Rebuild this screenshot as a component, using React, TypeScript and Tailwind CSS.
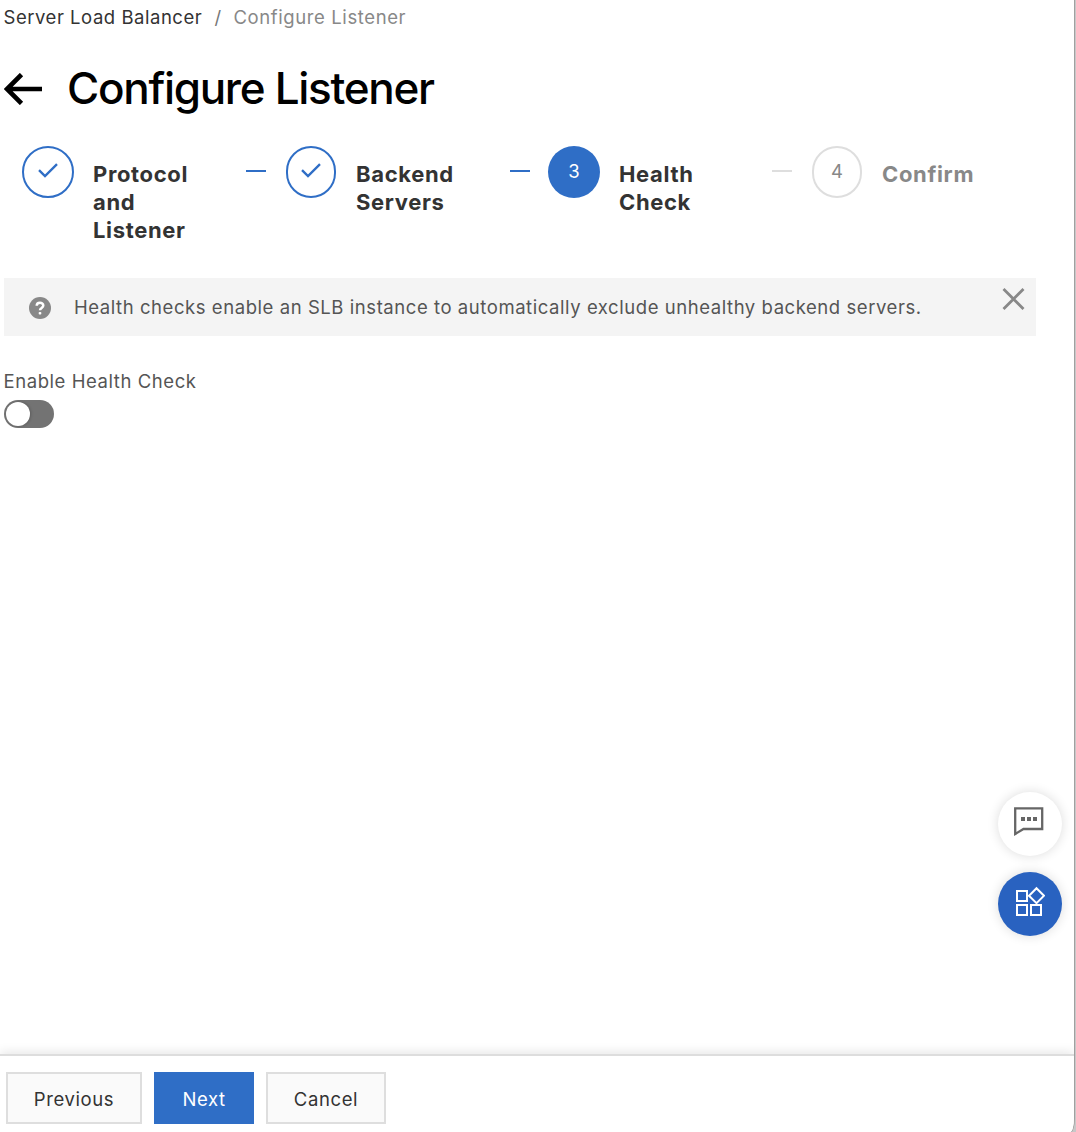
import React from "react";

type StepState = "done" | "current" | "pending";

function Check() {
  return (
    <svg width="20" height="16" viewBox="0 0 20 16" fill="none" stroke="#2f6ec6" strokeWidth="2.4">
      <path d="M1 7.2 L7 13 L19 1.2" />
    </svg>
  );
}

function Dash({ active }: { active: boolean }) {
  return <div className={"mt-6 h-[2px] w-5 shrink-0 " + (active ? "bg-[#2f6ec6]" : "bg-[#dedede]")} />;
}

function Step({ state, label, n, circle, text }: { state: StepState; label: string; n: number; circle: string; text: string }) {
  const look =
    state === "done"
      ? "border-2 border-[#2f6ec6] pb-[2px]"
      : state === "current"
        ? "bg-[#2f6ec6] text-white"
        : "border-2 border-[#dedede] text-[#888888]";
  return (
    <div className="flex items-start">
      <div className={"flex h-[52px] shrink-0 items-center justify-center rounded-full text-[18.5px] " + circle + " " + look}>
        {state === "done" ? <Check /> : n}
      </div>
      <div
        className={
          "mt-[14px] text-[22px] leading-[28px] font-bold tracking-[0.65px] whitespace-pre-line " +
          text +
          (state === "pending" ? " text-[#888888]" : " text-[#333333]")
        }
      >
        {label}
      </div>
    </div>
  );
}

export default function App() {
  return (
    <div className="relative flex h-[1132px] w-[1076px] flex-col overflow-hidden bg-[#c8c8c8] font-['Inter',sans-serif]">
      <div className="flex w-[1074px] grow flex-col overflow-hidden rounded-br-[4px_14px] bg-white shadow-[0_0_0_1px_#a0a0a0]">
        <nav className="flex h-[36px] items-start pl-[3.5px] text-[18.5px] leading-[34px] whitespace-nowrap">
          <span className="w-[211px] tracking-[0.53px] text-[#333333]">Server Load Balancer</span>
          <span className="w-[19px] text-[#777777]">/</span>
          <span className="tracking-[0.6px] text-[#888888]">Configure Listener</span>
        </nav>

        <header className="mt-[23px] flex h-[58px] items-center pl-[4px]">
          <svg className="mt-[2px] -ml-[0.5px]" width="38" height="32" viewBox="0 0 38 32" fill="none" stroke="#000" strokeWidth="4.6">
            <path d="M38 16 H3 M17.5 1.5 L3 16 L17.5 30.5" />
          </svg>
          <h1 className="ml-[25.5px] text-[44px] leading-[58px] font-medium tracking-[-1.3px] whitespace-nowrap text-black">Configure Listener</h1>
        </header>

        <section className="mt-[29px] flex h-[132px] items-start pl-[22px]">
          <div className="flex w-[224px]">
            <Step state="done" n={1} circle="w-[52px]" text="ml-[19px]" label={"Protocol\nand\nListener"} />
          </div>
          <Dash active />
          <div className="ml-5 flex w-[224px]">
            <Step state="done" n={2} circle="w-[50px]" text="ml-[20px]" label={"Backend\nServers"} />
          </div>
          <Dash active />
          <div className="ml-[18px] flex w-[224px]">
            <Step state="current" n={3} circle="w-[52px]" text="ml-[19px]" label={"Health\nCheck"} />
          </div>
          <Dash active={false} />
          <div className="ml-5 flex">
            <Step state="pending" n={4} circle="w-[50px]" text="ml-[20px]" label="Confirm" />
          </div>
        </section>

        <div className="ml-1 flex h-[58px] w-[1032px] shrink-0 items-center bg-[#f4f4f4] pl-[25px]">
          <svg className="mt-px" width="22" height="22" viewBox="0 0 22 22">
            <circle cx="11" cy="11" r="11" fill="#888888" />
            <path d="M7.7 8.8 C7.7 4.8 14.3 4.8 14.3 8.6 C14.3 11 11 10.9 11 13.3" fill="none" stroke="#fff" strokeWidth="2.5" />
            <rect x="9.7" y="15" width="2.6" height="2.6" rx="0.8" fill="#fff" />
          </svg>
          <p className="ml-[23px] w-[928px] shrink-0 pt-[2px] text-[18.5px] tracking-[0.56px] whitespace-nowrap text-[#555555]">
            Health checks enable an SLB instance to automatically exclude unhealthy backend servers.
          </p>
          <svg className="mb-[17px] shrink-0" width="23" height="22" viewBox="0 0 23 22" stroke="#888888" strokeWidth="2.8">
            <path d="M1.5 1 L21.5 21 M21.5 1 L1.5 21" />
          </svg>
        </div>

        <div className="mt-[31px] ml-[3.5px] flex flex-col items-start">
          <span className="text-[18.5px] leading-[28px] tracking-[0.57px] whitespace-nowrap text-[#555555]">Enable Health Check</span>
          <button aria-label="Enable Health Check" className="mt-[5px] ml-[0.5px] flex h-[28px] w-[50px] items-center rounded-full bg-[#737373] pl-[2px]">
            <span className="block h-[24px] w-[24px] rounded-full bg-white shadow-[1px_0_3px_rgba(0,0,0,0.2)]" />
          </button>
        </div>

        <footer className="mt-auto flex h-[78px] shrink-0 items-start gap-3 border-t-2 border-[#dddddd] bg-white pt-4 pl-[6px] text-[18.5px] tracking-[0.6px] shadow-[0_-2px_10px_rgba(0,0,0,0.10)]">
          <button className="h-[52px] w-[136px] border-2 border-[#dedede] bg-[#fafafa] pt-[4px] text-[#333333]">Previous</button>
          <button className="h-[52px] w-[100px] bg-[#2f6ec6] pt-[4px] text-white">Next</button>
          <button className="h-[52px] w-[120px] border-2 border-[#dedede] bg-[#fafafa] pt-[4px] text-[#333333]">Cancel</button>
        </footer>
      </div>

      <div className="absolute top-[792px] left-[998px] flex flex-col gap-4">
        <button aria-label="Chat" className="flex h-16 w-16 items-center justify-center rounded-full bg-white shadow-[0_0_12px_rgba(0,0,0,0.14)]">
          <svg className="-mt-[5px] -ml-[3px]" width="30" height="29" viewBox="0 0 30 29" fill="none">
            <path d="M1.2 1.4 H28.2 V22 H9.5 L1.2 27 Z" stroke="#666666" strokeWidth="2.3" />
            <path d="M7 12 h4 M13 12 h4 M19 12 h4" stroke="#666666" strokeWidth="4" />
          </svg>
        </button>
        <button aria-label="Apps" className="flex h-16 w-16 items-center justify-center rounded-full bg-[#2962c0] shadow-[0_0_12px_rgba(0,0,0,0.14)]">
          <svg className="-mt-[6px]" width="30" height="30" viewBox="0 0 30 30" fill="none" stroke="#fff" strokeWidth="2">
            <path d="M2 5 h10 v10 h-10z M2 19 h10 v10 h-10z M16 19 h10 v10 h-10z M21.5 2.2 L29 9.7 L21.5 17.2 L14 9.7 Z" />
          </svg>
        </button>
      </div>
    </div>
  );
}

> **What is expected**
The material above must be printed exactly, with its pictures left out.

> **Answer in full**
Rebuild this screenshot as a component, using React, TypeScript and Tailwind CSS.
import React from "react";

type StepState = "done" | "current" | "pending";

function Check() {
  return (
    <svg width="20" height="16" viewBox="0 0 20 16" fill="none" stroke="#2f6ec6" strokeWidth="2.4">
      <path d="M1 7.2 L7 13 L19 1.2" />
    </svg>
  );
}

function Dash({ active }: { active: boolean }) {
  return <div className={"mt-6 h-[2px] w-5 shrink-0 " + (active ? "bg-[#2f6ec6]" : "bg-[#dedede]")} />;
}

function Step({ state, label, n, circle, text }: { state: StepState; label: string; n: number; circle: string; text: string }) {
  const look =
    state === "done"
      ? "border-2 border-[#2f6ec6] pb-[2px]"
      : state === "current"
        ? "bg-[#2f6ec6] text-white"
        : "border-2 border-[#dedede] text-[#888888]";
  return (
    <div className="flex items-start">
      <div className={"flex h-[52px] shrink-0 items-center justify-center rounded-full text-[18.5px] " + circle + " " + look}>
        {state === "done" ? <Check /> : n}
      </div>
      <div
        className={
          "mt-[14px] text-[22px] leading-[28px] font-bold tracking-[0.65px] whitespace-pre-line " +
          text +
          (state === "pending" ? " text-[#888888]" : " text-[#333333]")
        }
      >
        {label}
      </div>
    </div>
  );
}

export default function App() {
  return (
    <div className="relative flex h-[1132px] w-[1076px] flex-col overflow-hidden bg-[#c8c8c8] font-['Inter',sans-serif]">
      <div className="flex w-[1074px] grow flex-col overflow-hidden rounded-br-[4px_14px] bg-white shadow-[0_0_0_1px_#a0a0a0]">
        <nav className="flex h-[36px] items-start pl-[3.5px] text-[18.5px] leading-[34px] whitespace-nowrap">
          <span className="w-[211px] tracking-[0.53px] text-[#333333]">Server Load Balancer</span>
          <span className="w-[19px] text-[#777777]">/</span>
          <span className="tracking-[0.6px] text-[#888888]">Configure Listener</span>
        </nav>

        <header className="mt-[23px] flex h-[58px] items-center pl-[4px]">
          <svg className="mt-[2px] -ml-[0.5px]" width="38" height="32" viewBox="0 0 38 32" fill="none" stroke="#000" strokeWidth="4.6">
            <path d="M38 16 H3 M17.5 1.5 L3 16 L17.5 30.5" />
          </svg>
          <h1 className="ml-[25.5px] text-[44px] leading-[58px] font-medium tracking-[-1.3px] whitespace-nowrap text-black">Configure Listener</h1>
        </header>

        <section className="mt-[29px] flex h-[132px] items-start pl-[22px]">
          <div className="flex w-[224px]">
            <Step state="done" n={1} circle="w-[52px]" text="ml-[19px]" label={"Protocol\nand\nListener"} />
          </div>
          <Dash active />
          <div className="ml-5 flex w-[224px]">
            <Step state="done" n={2} circle="w-[50px]" text="ml-[20px]" label={"Backend\nServers"} />
          </div>
          <Dash active />
          <div className="ml-[18px] flex w-[224px]">
            <Step state="current" n={3} circle="w-[52px]" text="ml-[19px]" label={"Health\nCheck"} />
          </div>
          <Dash active={false} />
          <div className="ml-5 flex">
            <Step state="pending" n={4} circle="w-[50px]" text="ml-[20px]" label="Confirm" />
          </div>
        </section>

        <div className="ml-1 flex h-[58px] w-[1032px] shrink-0 items-center bg-[#f4f4f4] pl-[25px]">
          <svg className="mt-px" width="22" height="22" viewBox="0 0 22 22">
            <circle cx="11" cy="11" r="11" fill="#888888" />
            <path d="M7.7 8.8 C7.7 4.8 14.3 4.8 14.3 8.6 C14.3 11 11 10.9 11 13.3" fill="none" stroke="#fff" strokeWidth="2.5" />
            <rect x="9.7" y="15" width="2.6" height="2.6" rx="0.8" fill="#fff" />
          </svg>
          <p className="ml-[23px] w-[928px] shrink-0 pt-[2px] text-[18.5px] tracking-[0.56px] whitespace-nowrap text-[#555555]">
            Health checks enable an SLB instance to automatically exclude unhealthy backend servers.
          </p>
          <svg className="mb-[17px] shrink-0" width="23" height="22" viewBox="0 0 23 22" stroke="#888888" strokeWidth="2.8">
            <path d="M1.5 1 L21.5 21 M21.5 1 L1.5 21" />
          </svg>
        </div>

        <div className="mt-[31px] ml-[3.5px] flex flex-col items-start">
          <span className="text-[18.5px] leading-[28px] tracking-[0.57px] whitespace-nowrap text-[#555555]">Enable Health Check</span>
          <button aria-label="Enable Health Check" className="mt-[5px] ml-[0.5px] flex h-[28px] w-[50px] items-center rounded-full bg-[#737373] pl-[2px]">
            <span className="block h-[24px] w-[24px] rounded-full bg-white shadow-[1px_0_3px_rgba(0,0,0,0.2)]" />
          </button>
        </div>

        <footer className="mt-auto flex h-[78px] shrink-0 items-start gap-3 border-t-2 border-[#dddddd] bg-white pt-4 pl-[6px] text-[18.5px] tracking-[0.6px] shadow-[0_-2px_10px_rgba(0,0,0,0.10)]">
          <button className="h-[52px] w-[136px] border-2 border-[#dedede] bg-[#fafafa] pt-[4px] text-[#333333]">Previous</button>
          <button className="h-[52px] w-[100px] bg-[#2f6ec6] pt-[4px] text-white">Next</button>
          <button className="h-[52px] w-[120px] border-2 border-[#dedede] bg-[#fafafa] pt-[4px] text-[#333333]">Cancel</button>
        </footer>
      </div>

      <div className="absolute top-[792px] left-[998px] flex flex-col gap-4">
        <button aria-label="Chat" className="flex h-16 w-16 items-center justify-center rounded-full bg-white shadow-[0_0_12px_rgba(0,0,0,0.14)]">
          <svg className="-mt-[5px] -ml-[3px]" width="30" height="29" viewBox="0 0 30 29" fill="none">
            <path d="M1.2 1.4 H28.2 V22 H9.5 L1.2 27 Z" stroke="#666666" strokeWidth="2.3" />
            <path d="M7 12 h4 M13 12 h4 M19 12 h4" stroke="#666666" strokeWidth="4" />
          </svg>
        </button>
        <button aria-label="Apps" className="flex h-16 w-16 items-center justify-center rounded-full bg-[#2962c0] shadow-[0_0_12px_rgba(0,0,0,0.14)]">
          <svg className="-mt-[6px]" width="30" height="30" viewBox="0 0 30 30" fill="none" stroke="#fff" strokeWidth="2">
            <path d="M2 5 h10 v10 h-10z M2 19 h10 v10 h-10z M16 19 h10 v10 h-10z M21.5 2.2 L29 9.7 L21.5 17.2 L14 9.7 Z" />
          </svg>
        </button>
      </div>
    </div>
  );
}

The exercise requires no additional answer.